Closed td928 closed 2 years ago
okay, seems like I am still having problems when installing geopandas inside the container. The error messages says a GDAL API version must be specified. I will try to investigate it first.
I think a basemap would be a nice improvement but don't think it needs to be implemented in this PR. As is, it (would) show us if there any records that are totally egregiously outside NYC's boundaries but after doing some review of records in the table that are falling outside of the NYC boundaries (water included) they should be getting captured as being within NYC. I don't know how much time should be spent on this as its only 40 ~ records and they are mapping in the Capital Planning Explorer. I included a screenshot of a record that I looked at
@Oysters1874 I didn't have any issues installing geopandas in the container, let me know if you still have issues
went with a slightly different implementation for the shapefile conflict issue but should be similar concept though. Add a random feature branch for testing and let me know if it makes sense @abrieff Thanks!

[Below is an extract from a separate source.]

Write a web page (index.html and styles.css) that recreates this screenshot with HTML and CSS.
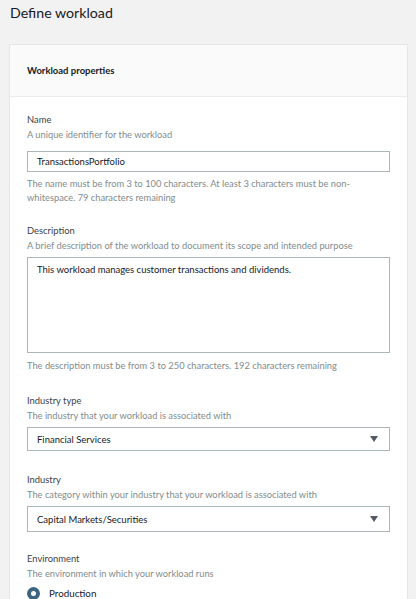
FILE: index.html
```html
<!DOCTYPE html>
<html lang="en">
<head>
<meta charset="utf-8">
<title>Define workload</title>
<link rel="stylesheet" href="styles.css">
</head>
<body>
<h1 class="page-title">Define workload</h1>
<section class="card">
  <header class="card-header">Workload properties</header>
  <div class="card-body">
    <div class="field">
      <div class="label">Name</div>
      <div class="hint">A unique identifier for the workload</div>
      <div class="input input-name">TransactionsPortfolio</div>
      <div class="help">The name must be from 3 to 100 characters. At least 3 characters must be non-whitespace. 79 characters remaining</div>
    </div>
    <div class="field field-desc">
      <div class="label">Description</div>
      <div class="hint">A brief description of the workload to document its scope and intended purpose</div>
      <div class="textarea">This workload manages customer transactions and dividends.</div>
      <div class="help help-desc">The description must be from 3 to 250 characters. 192 characters remaining</div>
    </div>
    <div class="field field-select">
      <div class="label">Industry type</div>
      <div class="hint">The industry that your workload is associated with</div>
      <div class="select"><span>Financial Services</span><span class="caret"></span></div>
    </div>
    <div class="field field-select field-last-select">
      <div class="label">Industry</div>
      <div class="hint">The category within your industry that your workload is associated with</div>
      <div class="select select-tall"><span>Capital Markets/Securities</span><span class="caret"></span></div>
    </div>
    <div class="field">
      <div class="label">Environment</div>
      <div class="hint">The environment in which your workload runs</div>
      <div class="radio-row"><span class="radio"></span><span>Production</span></div>
    </div>
  </div>
</section>
</body>
</html>
```

FILE: styles.css
```css
html, body {
  margin: 0;
  padding: 0;
}
body {
  background: #f2f2f2;
  font-family: "Lato", "Liberation Sans", sans-serif;
  color: #16191f;
  width: 416px;
  height: 599px;
  overflow: hidden;
}
.page-title {
  margin: 0;
  padding: 3px 0 0 10px;
  font-size: 14.2px;
  font-weight: 400;
  line-height: 20px;
  color: #16191f;
}
.card {
  margin: 21px 8px 0 9px;
  background: #fff;
  border: 1px solid #e4e7e7;
  border-bottom: none;
  box-shadow: 0 1px 1px rgba(0, 0, 0, 0.04);
}
.card-header {
  height: 51px;
  background: #fafafa;
  border-bottom: 1px solid #eaeded;
  padding-left: 17px;
  display: flex;
  align-items: center;
  font-size: 9.5px;
  font-weight: 700;
  color: #16191f;
}
.card-body {
  padding: 15px 17px 0 17px;
}
.field {
  margin-bottom: 18px;
}
.field-desc {
  margin-bottom: 20px;
}
.field-select {
  margin-bottom: 21px;
}
.field-last-select {
  margin-bottom: 19px;
}
.label {
  font-size: 9.4px;
  line-height: 15px;
  color: #3b4249;
}
.hint {
  font-size: 9.3px;
  line-height: 15px;
  color: #7f8c8d;
}
.input, .textarea, .select {
  box-sizing: border-box;
  border: 1px solid #aab7b8;
  background: #fff;
  font-size: 9.5px;
  color: #16191f;
  padding: 0 9px;
}
.input {
  margin-top: 9px;
  height: 21px;
  display: flex;
  align-items: center;
}
.textarea {
  margin-top: 4px;
  height: 96px;
  padding-top: 4px;
  line-height: 15px;
}
.select {
  margin-top: 4px;
  height: 24px;
  display: flex;
  align-items: center;
  justify-content: space-between;
  padding-right: 11px;
}
.select-tall {
  height: 26px;
}
.caret {
  width: 0;
  height: 0;
  border-left: 4.5px solid transparent;
  border-right: 4.5px solid transparent;
  border-top: 6px solid #545b64;
}
.help {
  margin-top: 5px;
  font-size: 9.3px;
  line-height: 14px;
  color: #7f8c8d;
}
.help-desc {
  margin-top: 6px;
}
.radio-row {
  margin-top: 5px;
  display: flex;
  align-items: center;
  gap: 9px;
  font-size: 9.8px;
  line-height: 14px;
  color: #16191f;
}
.radio {
  box-sizing: border-box;
  width: 13px;
  height: 13px;
  border-radius: 50%;
  border: 4px solid #3e6580;
  background: #fff;
}
```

@Oysters1874 I didn't have any issues installing geopandas in the container, let me know if you still have issues
thank you so much! I have figured it out. Now it works.

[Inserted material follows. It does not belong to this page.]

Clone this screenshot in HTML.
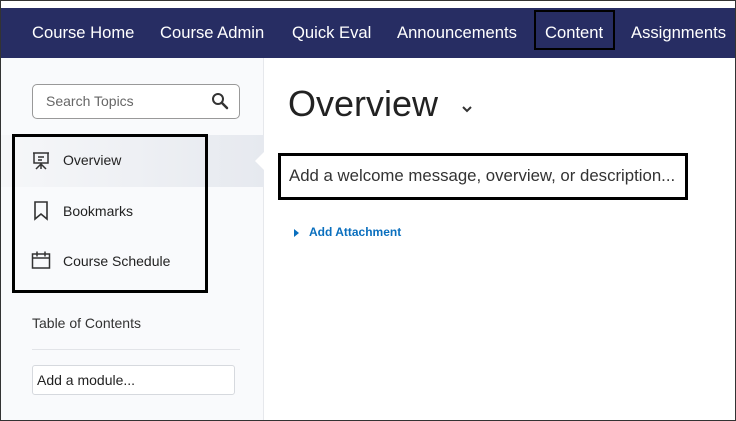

looks good on my side as well
One tiny thing: there are two 'the' at the beginning of the description.
86 at least two reviewers required 🏘️ (I am not keeping completely straight with the emoji yet but this is more than 1 i am guessing?)
Overview
the last piece of the current CPDB qaqc iteration. Visualizing the two main geometries files in order to assess whether something out of wack is going on like we saw previously after the snap to grid fix. It took longer than I anticipated not because the visualization itself because I took on refactoring the data ingestion process.

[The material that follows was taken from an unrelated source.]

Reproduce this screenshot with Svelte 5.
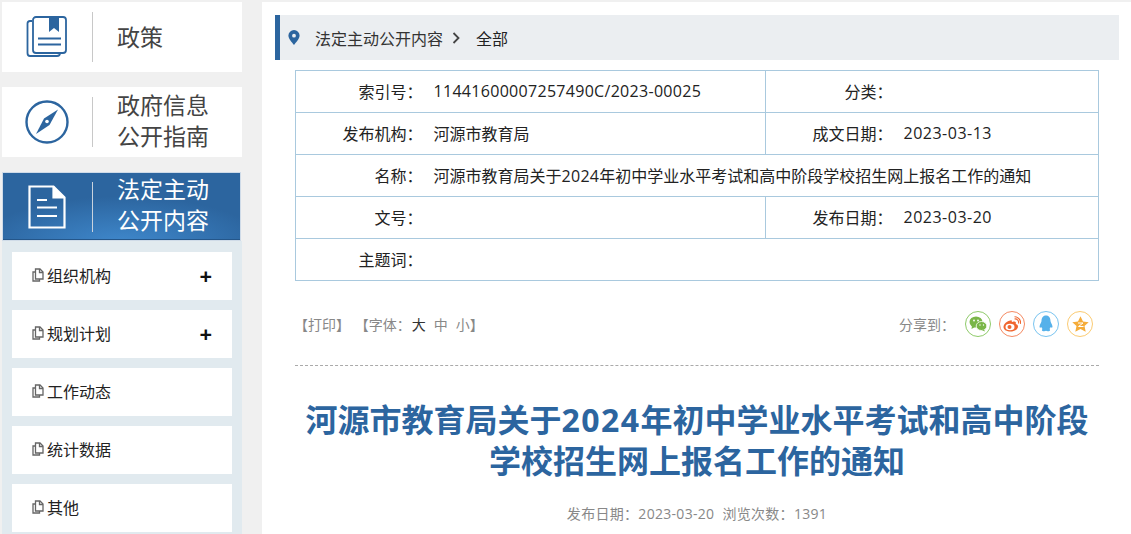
<script>
  const subs = [
    { name: "组织机构", more: true },
    { name: "规划计划", more: true },
    { name: "工作动态" },
    { name: "统计数据" },
    { name: "其他" }
  ];
</script>

<div class="page">
  <aside class="side">
    <a class="tab">
      <span class="ico">
        <svg width="42" height="42" viewBox="0 0 42 42" fill="none" stroke="#2c659f" stroke-width="1.8">
          <path d="M6 5H4Q1.500 5 1.500 7.500V37Q1.500 40 4 40H31Q34 40 34 37" />
          <rect x="7" y="1" width="33" height="36" rx="3" />
          <path d="M23 1h10v15l-5-4-5 4z" fill="#2c659f" stroke="none" />
          <path d="M12 22.500h23M12 28.500h23" />
        </svg>
      </span>
      <span class="label">政策</span>
    </a>
    <a class="tab">
      <span class="ico">
        <svg width="44" height="44" viewBox="0 0 44 44" fill="none">
          <circle cx="22" cy="22" r="20.500" stroke="#2c659f" stroke-width="2.400" />
          <path d="M33 9.500 24.500 25 11 34l8-15.500z" fill="#2c659f" />
          <circle cx="22" cy="21.500" r="1.800" fill="#fff" />
        </svg>
      </span>
      <span class="label two">政府信息<br />公开指南</span>
    </a>
    <a class="tab on">
      <span class="ico">
        <svg width="38" height="44" viewBox="0 0 38 44" fill="none" stroke="#fff" stroke-width="2.200">
          <path d="M1.500 1.500h24l11 11v30h-35z" />
          <path d="M25.500 1.500v11h11" fill="#fff" />
          <path d="M9 15h10M9 22.500h20M9 31h20" />
        </svg>
      </span>
      <span class="label two">法定主动<br />公开内容</span>
    </a>
    <ul class="subs">
      {#each subs as s}
        <li>
          <svg class="doc" width="12" height="14" viewBox="0 0 12 14" fill="none" stroke="#666" stroke-width="1.300">
            <path d="M3.500 1h4.500l3 3v7h-7.500z" />
            <path d="M7.500 1v3.500h3.500" />
            <path d="M3.500 4H1v9h6.500v-2" />
          </svg>
          <span>{s.name}</span>
          {#if s.more}<b class="plus">+</b>{/if}
        </li>
      {/each}
    </ul>
  </aside>

  <main class="main">
    <div class="crumb">
      <svg width="12" height="15" viewBox="0 0 12 15">
        <path fill-rule="evenodd" fill="#2c659f" d="M6 0a5.600 5.600 0 0 1 5.600 5.600C11.600 9 8 12.500 6 15 4 12.500.4 9 .4 5.600A5.600 5.600 0 0 1 6 0zm0 3.800a1.900 1.900 0 1 0 0 3.800 1.900 1.900 0 0 0 0-3.800z" />
      </svg>
      <span class="c1">法定主动公开内容</span>
      <svg class="gt" width="8" height="12" viewBox="0 0 8 12" fill="none" stroke="#444" stroke-width="1.800"><path d="M1.500 1l5 5-5 5" /></svg>
      <span class="c2">全部</span>
    </div>

    <div class="body">
      <table class="meta">
        <colgroup>
          <col class="c-l" /><col class="c-v" /><col class="c-l" /><col />
        </colgroup>
        <tbody>
          <tr>
            <th>索引号：</th><td><span class="num">11441600007257490C/2023-00025</span></td>
            <th>分类：</th><td></td>
          </tr>
          <tr>
            <th>发布机构：</th><td>河源市教育局</td>
            <th>成文日期：</th><td><span class="date">2023-03-13</span></td>
          </tr>
          <tr>
            <th>名称：</th><td colspan="3">河源市教育局关于<span class="num">2024</span>年初中学业水平考试和高中阶段学校招生网上报名工作的通知</td>
          </tr>
          <tr>
            <th>文号：</th><td></td>
            <th>发布日期：</th><td><span class="date">2023-03-20</span></td>
          </tr>
          <tr>
            <th>主题词：</th><td colspan="3"></td>
          </tr>
        </tbody>
      </table>

      <div class="tools">
        <div class="left">
          <span class="print">【打印】</span>
          <span class="font">【字体：<em>大</em><i>中</i><i>小</i>】</span>
        </div>
        <div class="share">
          <span class="to">分享到：</span>
          <span class="dot wx">
            <svg width="18" height="16" viewBox="0 0 18 16" fill="#7ab648">
              <ellipse cx="7" cy="6" rx="6.500" ry="5.500" />
              <path d="M3 9.500 2.500 13l3.500-2z" />
              <ellipse cx="12.500" cy="10" rx="5.300" ry="4.500" stroke="#fff" stroke-width=".8" />
              <path d="M15 13.500l1 2-3-1.200z" />
              <circle cx="5" cy="4.500" r=".9" fill="#fff" /><circle cx="9" cy="4.500" r=".9" fill="#fff" />
              <circle cx="11" cy="9" r=".7" fill="#fff" /><circle cx="14.500" cy="9" r=".7" fill="#fff" />
            </svg>
          </span>
          <span class="dot wb">
            <svg width="18" height="16" viewBox="0 0 18 16">
              <path fill="#f0662f" d="M7.500 4.500C4 5 .5 8 .5 11c0 3 3.500 4.500 7 4.500 4.500 0 7.500-2.500 7.500-5 0-1.600-1.500-2.300-2.300-2.500.5-1.300.2-2.500-1.500-2.500-1 0-2 .4-2.400.5.300-1.200-.3-2-1.300-1.500z" />
              <ellipse cx="7" cy="11" rx="4.500" ry="3.200" fill="#fff" />
              <circle cx="6.500" cy="11" r="2" fill="#f0662f" />
              <path d="M11.500 3a3.500 3.500 0 0 1 4 4.500M11.500 .8a6 6 0 0 1 6 7" fill="none" stroke="#f0662f" stroke-width="1.100" />
            </svg>
          </span>
          <span class="dot qq">
            <svg width="14" height="17" viewBox="0 0 14 17" fill="#56b1ea">
              <path d="M7 .5C3.800.5 2.500 3 2.500 6 2.500 7 1 9 .6 11c-.3 1.700.4 2.300 1.700 1 .3 1 .8 1.600 1.300 2-1 .5-1.200 2.300 1.500 2.300 1 0 1.600-.2 1.900-.5.300.3.900.5 1.900.5 2.700 0 2.500-1.800 1.500-2.300.5-.4 1-1 1.300-2 1.300 1.300 2 .7 1.700-1C13 9 11.500 7 11.500 6 11.500 3 10.200.5 7 .5z" />
            </svg>
          </span>
          <span class="dot qz">
            <svg width="17" height="16" viewBox="0 0 17 16">
              <path fill="#f5ac3a" d="M8.500.3l2.500 5.200 5.700.7-4.200 3.900 1.200 5.600-5.200-2.800-5.200 2.800 1.200-5.600L.3 6.200 6 5.500z" />
              <path d="M6 7h5l-4.500 3.500h5" fill="none" stroke="#fff" stroke-width="1" />
            </svg>
          </span>
        </div>
      </div>

      <div class="article">
        <h1>河源市教育局关于<span class="yr">2024</span>年初中学业水平考试和高中阶段<br />学校招生网上报名工作的通知</h1>
        <p class="info"><span>发布日期：2023-03-20</span><span>浏览次数：1391</span></p>
      </div>
    </div>
  </main>
</div>

<style>
  :global(html), :global(body) { margin: 0; height: 534px; overflow: hidden; background: #f0f0f0; }
  .page {
    display: flex;
    height: 534px;
    overflow: hidden;
    padding: 2px 0 0 2px;
    box-sizing: border-box;
    font-family: "Open Sans", "Noto Sans CJK SC", sans-serif;
    color: #333;
  }
  .side { width: 240px; flex: none; display: flex; flex-direction: column; }
  .tab {
    display: flex;
    flex: none;
    align-items: center;
    height: 70px;
    margin-bottom: 15px;
    background: #fff;
  }
  .tab.on {
    height: 69px;
    box-sizing: border-box;
    margin: 0 1px 0 0;
    color: #fff;
    background: radial-gradient(ellipse 60% 70% at 50% 105%, #3f88cc, #2c659f);
    border: 1px solid #cfdbe8;
    box-shadow: inset 0 -1px 0 #24568a;
  }
  .tab.on .ico { width: 90px; border-right-color: #c9d3de; }
  .ico {
    width: 91px;
    height: 50px;
    flex: none;
    display: flex;
    align-items: center;
    justify-content: center;
    border-right: 1px solid #c8c8c8;
    box-sizing: border-box;
    padding-right: 1px;
  }
  .label {
    margin-left: 24px;
    font-size: 23px;
    line-height: 30px;
    color: #444;
  }
  .label.two { padding-bottom: 3px; line-height: 31px; }
  .on .label { color: #fff; }
  .subs {
    flex: 1;
    margin: 0;
    padding: 11px 10px 0;
    list-style: none;
    background: #e1eaef;
  }
  .subs li {
    display: flex;
    align-items: center;
    height: 48px;
    margin-bottom: 10px;
    padding: 0 20px 2px;
    box-sizing: border-box;
    background: #fff;
    font-size: 16px;
    color: #222;
  }
  .doc { margin-right: 3px; }
  .plus { margin-left: auto; font-size: 22px; font-weight: 700; color: #111; line-height: 1; }

  .main { flex: 1; margin-left: 20px; background: #fff; min-width: 0; }
  .crumb {
    display: flex;
    align-items: center;
    height: 45px;
    margin: 13px 12px 0 13px;
    padding-left: 8px;
    background: #ebeef1;
    border-left: 5px solid #2c659f;
    font-size: 16px;
  }
  .c1 { margin-left: 15px; }
  .gt { margin-left: 9px; }
  .c2 { margin-left: 16px; color: #222; }

  .body { margin: 10px 32px 0 33px; }
  .meta {
    width: 804px;
    table-layout: fixed;
    border-collapse: collapse;
    font-size: 16px;
    color: #222;
  }
  .c-l { width: 128px; }
  .c-v { width: 342px; }
  .meta tr { height: 42px; }
  .meta th, .meta td { border: 1px solid #a9c9de; padding: 0 0 2px; font-weight: 400; }
  .meta th { text-align: right; border-right: 0; padding-right: 1px; }
  .meta td { padding-left: 10px; border-left: 0; }
  .num { letter-spacing: .3px; }
  .date { letter-spacing: .5px; }

  .tools {
    display: flex;
    justify-content: space-between;
    align-items: center;
    height: 85px;
    padding: 1px 6px 0 0;
    box-sizing: border-box;
    border-bottom: 1px dashed #aaa;
    font-size: 14px;
    color: #888;
  }
  .print { margin-left: -1px; }
  .font { margin-left: 1px; }
  .font em { font-style: normal; color: #333; margin-left: 1px; }
  .font i { font-style: normal; margin-left: 8px; }
  .share { display: flex; align-items: center; gap: 8px; }
  .to { margin-right: 2px; }
  .dot {
    display: flex;
    align-items: center;
    justify-content: center;
    width: 26px;
    height: 26px;
    box-sizing: border-box;
    border-radius: 50%;
    border: 1px solid;
  }
  .wx { border-color: #8fcb6a; }
  .wb { border-color: #f58a62; }
  .qq { border-color: #79c4f0; }
  .qz { border-color: #fbcb72; }

  .article { text-align: center; }
  h1 {
    margin: 33px 0 0;
    font-size: 32px;
    line-height: 41px;
    font-weight: 700;
    color: #2c659f;
  }
  .yr { letter-spacing: 1.500px; }
  .info { margin: 23px 0 0; font-size: 14px; letter-spacing: .3px; color: #888; line-height: 20px; }
  .info span + span { margin-left: 8px; }
</style>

geometry_visualization_report
I did not end up getting a direct streaming of the files from DO but opted the approach to save the extracted geometries files locally then read in to geopandas. Once this is done, the visualization itself is pretty straight forward with geopandas plotting functionalities. I do wonder if an improvement to make is to give it a basemap but it requires some thinking around what tool the basemap should come in from. My go-to is plotly but plotly does not like plotting with shapefiles so some conversion of polygons is required. If my thinking is more convoluted than it needs to be on this point please let me know.
helpers.py
helpers function are consolidated which mostly surrounds the data ingestion process. I think in the end @abrieff approach won out with now the getting zip files and getting csv looks much more alike and functions are dumber in that they took a single url as way to find their way in s3. On the other hand, the return object is stored similarly as in my other work as well as Jingyi's which is dictionary with name of the tables as keys.